Multiphase AGN Winds from X-Ray-irradiated Disk Atmospheres

Abstract

Abstract The mechanism of thermal driving for launching mass outflows is interconnected with classical thermal instability (TI). In a recent paper, we demonstrated that as a result of this interconnectedness, radial wind solutions of X-ray-heated flows are prone to becoming clumpy. In this paper, we first show that the Bernoulli function determines whether or not the entropy mode can grow due to TI in dynamical flows. Based on this finding, we identify a critical “unbound” radius beyond which TI should accompany thermal driving. Our numerical disk wind simulations support this result and reveal that clumpiness is a consequence of buoyancy disrupting the stratified structure of steady-state solutions.

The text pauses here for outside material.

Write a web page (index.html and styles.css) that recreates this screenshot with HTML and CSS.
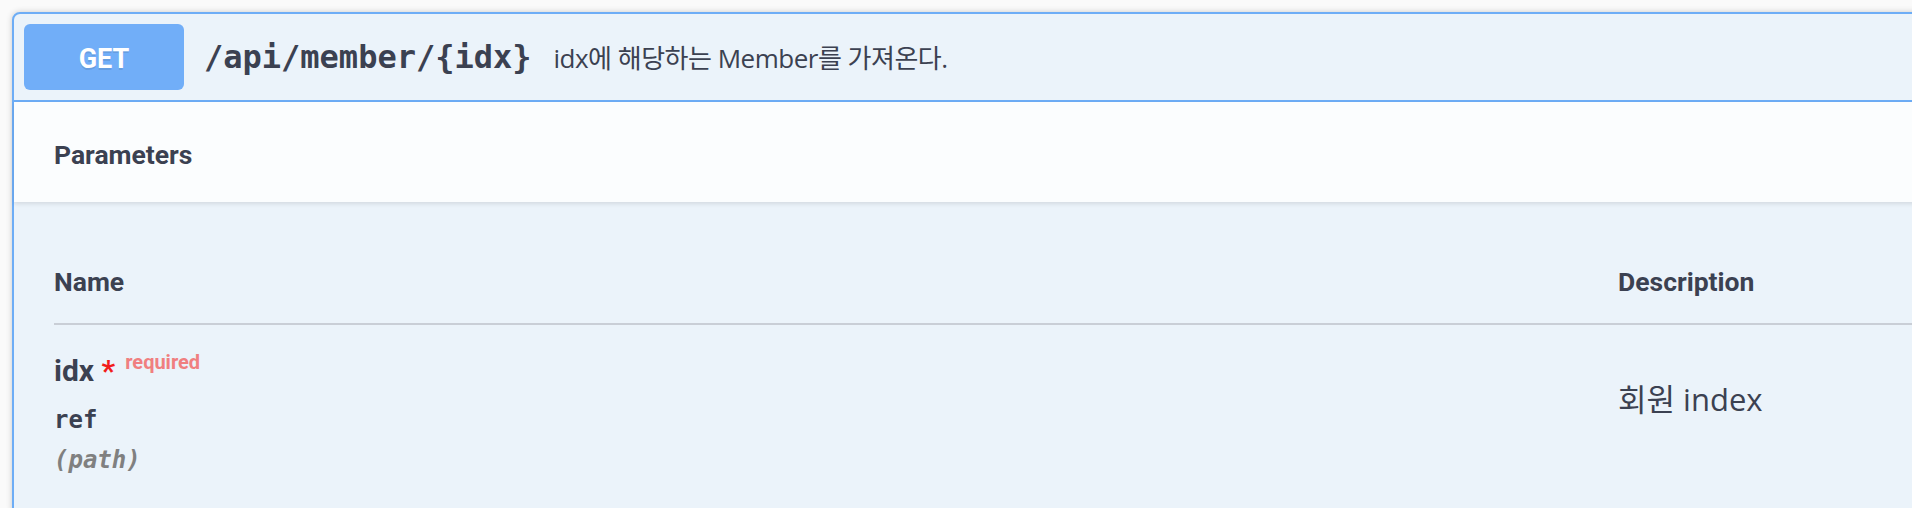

Namely, instead of a smooth transition layer separating the highly ionized disk wind from the cold phase atmosphere below, hot bubbles formed from TI rise up and fragment the atmosphere. These bubbles first appear within large-scale vortices that form below the transition layer, and they result in the episodic production of distinctive cold phase structures referred to as irradiated atmospheric fragments (IAFs). Upon interacting with the wind, IAFs advect outward and develop extended crests. The subsequent disintegration of the IAFs takes place within a turbulent wake that reaches high elevations above the disk. We show that this dynamics has the following observational implications: dips in the absorption measure distribution are no longer expected within TI zones, and there can be a less sudden desaturation of X-ray absorption lines such as O viii Lyα as well as multiple absorption troughs in Fe xxv Kα.